Your task = Within this material, how many lines have the string "components" in them? The answer is a number, with nothing added.

Dataset excerpt
|---|
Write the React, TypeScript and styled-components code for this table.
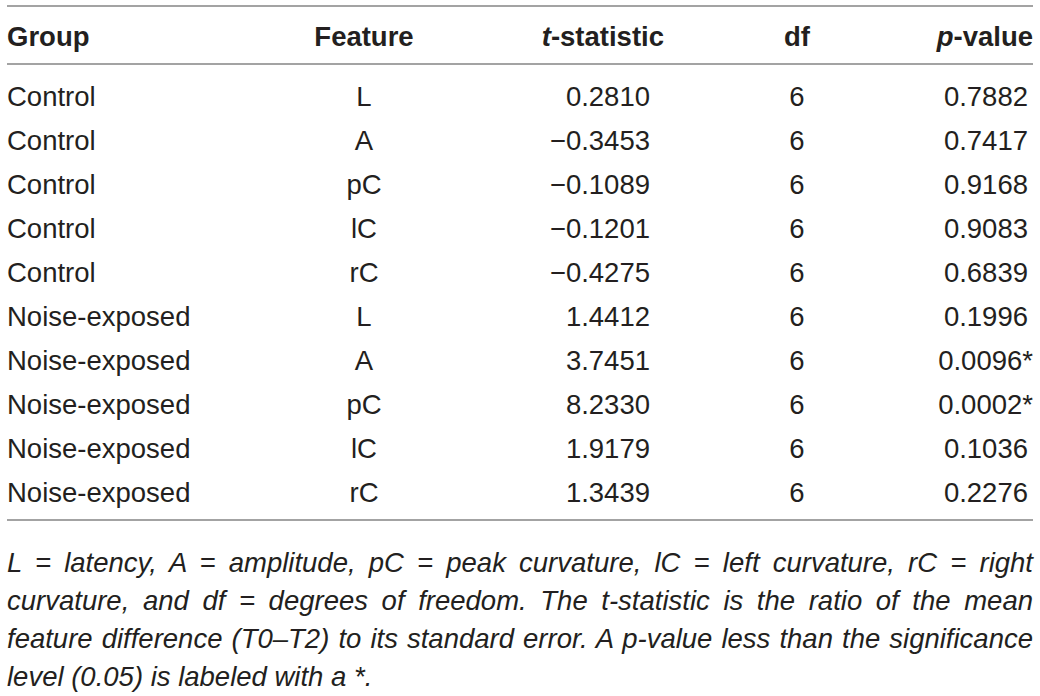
import React from "react"
import styled, { createGlobalStyle } from 'styled-components'

const GlobalStyle = createGlobalStyle`
body {
  margin: 0;
  background: white;
  font-family: "Liberation Sans", Arial, sans-serif;
  color: #231f20;
}
`

const Page = styled.div`
width: 1040px;
padding: 5px 7px 0 7px;
box-sizing: border-box;
`

const Table = styled.table`
width: 100%;
border-collapse: collapse;
table-layout: fixed;
font-size: 27.5px;
border-top: 2px solid #a3a3a3;
border-bottom: 2px solid #a3a3a3;
`

const HeadRow = styled.tr`
border-bottom: 2px solid #a3a3a3;
`

const HeadCell = styled.th<{ $align: string }>`
text-align: ${p => p.$align};
font-weight: bold;
height: 58px;
box-sizing: border-box;
padding: 4px 0 0 0;
vertical-align: middle;
`

const BodyRow = styled.tr`
&:first-child td {
  padding-top: 10px;
}
&:last-child td {
  padding-bottom: 4px;
}
`

const BodyCell = styled.td<{ $align: string; $padRight?: number }>`
text-align: ${p => p.$align};
padding: 0 ${p => p.$padRight || 0}px 0 0;
line-height: 44px;
vertical-align: middle;
white-space: nowrap;
`

const Caption = styled.div`
margin-top: 23px;
font-size: 27.5px;
font-style: italic;
line-height: 38px;
`

const CaptionLine = styled.div<{ $last?: boolean }>`
white-space: nowrap;
text-align: ${p => (p.$last ? 'left' : 'justify')};
text-align-last: ${p => (p.$last ? 'left' : 'justify')};
`

const rows = [
  ['Control', 'L', '0.2810', '0.7882'],
  ['Control', 'A', '\u22120.3453', '0.7417'],
  ['Control', 'pC', '\u22120.1089', '0.9168'],
  ['Control', 'lC', '\u22120.1201', '0.9083'],
  ['Control', 'rC', '\u22120.4275', '0.6839'],
  ['Noise-exposed', 'L', '1.4412', '0.1996'],
  ['Noise-exposed', 'A', '3.7451', '0.0096*'],
  ['Noise-exposed', 'pC', '8.2330', '0.0002*'],
  ['Noise-exposed', 'lC', '1.9179', '0.1036'],
  ['Noise-exposed', 'rC', '1.3439', '0.2276'],
]

const App = (): JSX.Element => (
  <Page>
    <GlobalStyle />
    <Table>
      <colgroup>
        <col style={{ width: 257 }} />
        <col style={{ width: 200 }} />
        <col style={{ width: 200 }} />
        <col style={{ width: 266 }} />
        <col style={{ width: 103 }} />
      </colgroup>
      <thead>
        <HeadRow>
          <HeadCell $align="left">Group</HeadCell>
          <HeadCell $align="center">Feature</HeadCell>
          <HeadCell $align="right"><i>t</i>-statistic</HeadCell>
          <HeadCell $align="center">df</HeadCell>
          <HeadCell $align="right"><i>p</i>-value</HeadCell>
        </HeadRow>
      </thead>
      <tbody>
        {rows.map((r, i) => (
          <BodyRow key={i}>
            <BodyCell $align="left">{r[0]}</BodyCell>
            <BodyCell $align="center">{r[1]}</BodyCell>
            <BodyCell $align="right" $padRight={14}>{r[2]}</BodyCell>
            <BodyCell $align="center">6</BodyCell>
            <BodyCell $align="right" $padRight={r[3].endsWith('*') ? 0 : 5}>{r[3]}</BodyCell>
          </BodyRow>
        ))}
      </tbody>
    </Table>
    <Caption>
      <CaptionLine>L = latency, A = amplitude, pC = peak curvature, lC = left curvature, rC = right</CaptionLine>
      <CaptionLine>curvature, and df = degrees of freedom. The t-statistic is the ratio of the mean</CaptionLine>
      <CaptionLine>feature difference (T0–T2) to its standard error. A p-value less than the significance</CaptionLine>
      <CaptionLine $last>level (0.05) is labeled with a *.</CaptionLine>
    </Caption>
  </Page>
)

export default App
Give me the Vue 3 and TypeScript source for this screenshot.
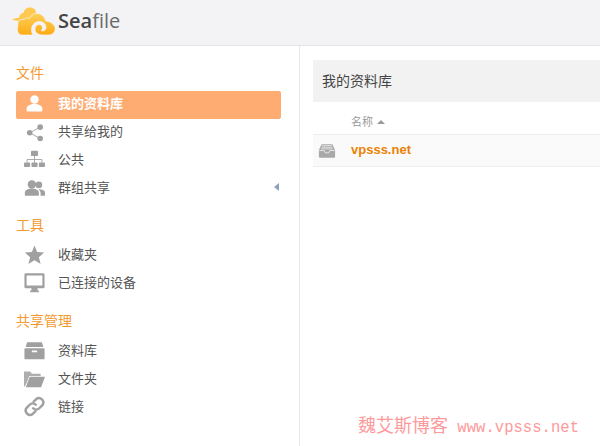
<script setup lang="ts">
interface NavItem { label: string; icon: string; active?: boolean; caret?: boolean }
interface NavGroup { title: string; items: NavItem[] }
const groups: NavGroup[] = [
  { title: '文件', items: [
    { label: '我的资料库', icon: 'user', active: true },
    { label: '共享给我的', icon: 'share' },
    { label: '公共', icon: 'org' },
    { label: '群组共享', icon: 'group', caret: true },
  ] },
  { title: '工具', items: [
    { label: '收藏夹', icon: 'star' },
    { label: '已连接的设备', icon: 'desktop' },
  ] },
  { title: '共享管理', items: [
    { label: '资料库', icon: 'archive' },
    { label: '文件夹', icon: 'folder' },
    { label: '链接', icon: 'link' },
  ] },
]
</script>

<template>
  <div class="page">
    <header class="top">
      <svg class="logo" width="44" height="28" viewBox="0 0 44 28">
        <defs>
          <linearGradient id="lg" x1="0" y1="0" x2="0" y2="1">
            <stop offset="0" stop-color="#fdd05a" />
            <stop offset="1" stop-color="#fdab13" />
          </linearGradient>
        </defs>
        <path fill="#fdc94e" d="M0 12.500C2 11 5 11 7 11C7 8 9 6 11.500 6C12 2.500 15 .5 18 .5C21.500 .5 24 3 24 5.500L24 10 10 15C7 14 3 13.500 0 12.500Z" />
        <path fill="url(#lg)" stroke="#f3f3f6" stroke-width=".7" d="M6 15C7 12.500 10 12 12.500 12.500C13.500 10 15.500 11 17.500 11.500C19 8 22.500 6 26 6.500C30 7 33 10 33.500 14C37 14 41 16 43 20C44 24 41 28 37 28H31C27 28 23 26 23 22C23 19 25 17.500 27 17.500C29 17.500 30.500 19 30.500 21C30.500 22 30 23 29 23.500C31 24.500 34 23.500 34 20.500C34 17 31 14.500 27.500 14.500C23 14.500 19.500 18 19.500 22.500C19.500 24.500 20 26.500 21 28H10C7 28 5 25 5.500 21.500C5.800 19 6 17 6 15Z" />
      </svg>
      <span class="brand"><b>Sea</b>file</span>
    </header>
    <div class="body">
      <aside class="side">
        <section v-for="g in groups" :key="g.title" class="group">
          <h3 class="title">{{ g.title }}</h3>
          <ul class="list">
            <li v-for="it in g.items" :key="it.label" class="row" :class="{ active: it.active }">
              <span class="ic">
                <svg width="24" height="24" viewBox="0 0 24 24" fill="currentColor">
                  <template v-if="it.icon === 'user'">
                    <circle cx="12" cy="7.500" r="4.800" />
                    <path d="M3 20v-2.500C3 14.500 7 13.500 9.500 12.500h5C17 13.500 21 14.500 21 17.500V20a1 1 0 0 1-1 1H4a1 1 0 0 1-1-1Z" />
                  </template>
                  <template v-else-if="it.icon === 'share'">
                    <circle cx="18.500" cy="7" r="3.200" />
                    <circle cx="18.500" cy="20" r="3.200" />
                    <circle cx="6.500" cy="13.500" r="3.200" />
                    <path d="M6.500 13.500 18.500 7M6.500 13.500 18.500 20" stroke="currentColor" stroke-width="1" />
                  </template>
                  <template v-else-if="it.icon === 'org'">
                    <rect x="8" y="2" width="8" height="6" rx="1" />
                    <rect x="0" y="15.500" width="7" height="5" rx="1" />
                    <rect x="8.500" y="15.500" width="7" height="5" rx="1" />
                    <rect x="17" y="15.500" width="7" height="5" rx="1" />
                    <path d="M3.500 15.500v-3.500h17v3.500M12 8v7.500" fill="none" stroke="currentColor" stroke-width="1" />
                  </template>
                  <template v-else-if="it.icon === 'group'">
                    <circle cx="17" cy="9" r="3.800" />
                    <path d="M17 14c3 0 7 1 7 4v2.500a1 1 0 0 1-1 1h-4v-3c0-2-1-3.500-2.500-4.300Z" />
                    <circle cx="9" cy="8.500" r="4.800" />
                    <path d="M1 20.500V18c0-3 3-4 5.500-4.500h5c2.500.500 5.500 1.500 5.500 4.500v2.500a1 1 0 0 1-1 1H2a1 1 0 0 1-1-1Z" />
                  </template>
                  <template v-else-if="it.icon === 'star'">
                    <path d="M12 1.800 15 9.200 23 9.800 17 15 19 22.800 12 18.500 5 22.800 7 15 1 9.800 9 9.200Z" />
                  </template>
                  <template v-else-if="it.icon === 'desktop'">
                    <path fill-rule="evenodd" d="M2 1.500h20a1.500 1.500 0 0 1 1.500 1.500v14a1.500 1.500 0 0 1-1.500 1.500H2A1.500 1.500 0 0 1 .5 17V3A1.500 1.500 0 0 1 2 1.500ZM3 4V15.500h18V4Z" />
                    <path d="M8.500 18h7v3h1.500v2H7v-2h1.500Z" />
                  </template>
                  <template v-else-if="it.icon === 'archive'">
                    <path d="M3.500 2.500h17L22 8H2Z" />
                    <path fill-rule="evenodd" d="M1.500 9.500h21a1 1 0 0 1 1 1V21a1 1 0 0 1-1 1h-21a1 1 0 0 1-1-1V10.500a1 1 0 0 1 1-1ZM9 12v2h6V12Z" />
                  </template>
                  <template v-else-if="it.icon === 'folder'">
                    <path d="M0 4h7l2 2.500h10v2.500H6L3 17 .8 21H0Z" opacity=".85" />
                    <path d="M6.500 10H24l-4.500 12H2Z" />
                  </template>
                  <template v-else>
                    <g fill="none" stroke="currentColor" stroke-width="2.800" stroke-linecap="round">
                      <path d="M11 6.500l3-3a5 5 0 0 1 7 7l-3.500 3.500a5 5 0 0 1-7 0" />
                      <path d="M13 17.500l-3 3a5 5 0 0 1-7-7l3.500-3.500a5 5 0 0 1 7 0" />
                    </g>
                  </template>
                </svg>
              </span>
              <span class="label">{{ it.label }}</span>
              <i v-if="it.caret" class="caret"></i>
            </li>
          </ul>
        </section>
      </aside>
      <main class="main">
        <h2 class="head">我的资料库</h2>
        <div class="cols"><span>名称</span><i class="up"></i></div>
        <div class="lib">
          <svg class="lib-ic" width="18" height="18" viewBox="0 0 20 20">
            <path d="M4 2.500h12l3 6.500v7.500a1 1 0 0 1-1 1H2a1 1 0 0 1-1-1V9Z" fill="#a9a9a9" />
            <path d="M4.500 4h11M4 5.800h12M3.500 7.600h13" stroke="#e4e4e4" stroke-width="1" />
            <path d="M1.500 9.500h5.500l1 2.500h4l1-2.500h5.500" fill="none" stroke="#ececec" stroke-width="1" />
          </svg>
          <a class="name">vpsss.net</a>
        </div>
      </main>
    </div>
    <div class="mark">魏艾斯博客<span class="url"> www.vpsss.net</span></div>
  </div>
</template>

<style>
html, body { margin: 0; background: #fff; overflow: hidden; }
</style>

<style scoped>
.page {
  position: relative;
  width: 600px;
  height: 446px;
  overflow: hidden;
  display: flex;
  flex-direction: column;
  font-family: "Liberation Sans", Arial, "Noto Sans CJK SC", sans-serif;
  font-size: 13px;
  color: #555;
}
.top {
  flex: none;
  box-sizing: border-box;
  background: #f3f3f6;
  border-bottom: 1px solid #e4e4e4;
  height: 46px;
  display: flex;
  align-items: center;
  padding-left: 12px;
  padding-bottom: 5px;
}
.logo { flex: none; margin-top: 1px; }
.brand {
  margin-left: 2px;
  margin-top: 1px;
  font-family: "Open Sans", sans-serif;
  font-size: 20px;
  color: #6a6a6a;
}
.brand b { font-weight: 600; color: #454545; }
.body { flex: 1; display: flex; min-height: 0; }
.side {
  width: 300px;
  flex: none;
  box-sizing: border-box;
  border-right: 1px solid #e8e8e8;
  padding: 16px 18px 0 16px;
}
.group { margin-bottom: 11px; }
.group:nth-child(2) { margin-bottom: 12px; }
.group + .group .title { height: 28px; }
.title {
  margin: 0;
  height: 29px;
  line-height: 22px;
  font-size: 14px;
  font-weight: 400;
  color: #f49a30;
}
.list { list-style: none; margin: 0; padding: 0; }
.row {
  height: 28px;
  display: flex;
  align-items: center;
  padding-bottom: 4px;
  box-sizing: border-box;
  border-radius: 2px;
}
.row.active { background: #ffac73; color: #fff; font-weight: 700; }
.ic {
  width: 37px;
  margin-right: 5px;
  flex: none;
  display: flex;
  justify-content: center;
  color: #a0a0a0;
}
.active .ic { color: #fff; }
.ic svg { width: 21px; height: 21px; }
.label { flex: 1; margin-top: -2px; }
.caret {
  width: 0;
  height: 0;
  margin-right: 2px;
  border-style: solid;
  border-width: 4.500px 5px 4.500px 0;
  border-color: transparent #8da2b8 transparent transparent;
}
.main { flex: 1; min-width: 0; padding: 14px 0 0 13px; }
.head {
  margin: 0;
  height: 42px;
  line-height: 43px;
  padding-left: 9px;
  background: #f2f2f2;
  font-size: 14px;
  font-weight: 400;
  color: #444;
}
.cols {
  height: 33px;
  box-sizing: border-box;
  padding: 12px 0 0 38px;
  display: flex;
  align-items: flex-start;
  gap: 4px;
  font-size: 11px;
  line-height: 16px;
  color: #999;
  border-bottom: 1px solid #eee;
}
.up {
  width: 0;
  height: 0;
  margin-top: 6px;
  border-style: solid;
  border-width: 0 4px 4px 4px;
  border-color: transparent transparent #999 transparent;
}
.lib {
  height: 32px;
  box-sizing: border-box;
  background: #fafafa;
  border-bottom: 1px solid #eee;
  display: flex;
  align-items: center;
  padding-left: 5px;
  padding-top: 1px;
}
.lib-ic { flex: none; }
.name {
  margin-left: 15px;
  margin-top: -4px;
  font-size: 13px;
  font-weight: 700;
  color: #eb8205;
}
.mark {
  position: absolute;
  left: 358px;
  top: 413px;
  white-space: pre;
  font-family: "Noto Sans CJK SC", sans-serif;
  font-size: 18px;
  line-height: 22px;
  color: #fd9a9c;
}
.url {
  font-family: "Liberation Mono", monospace;
  font-size: 15.600px;
}
</style>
|---|
Full solution = 2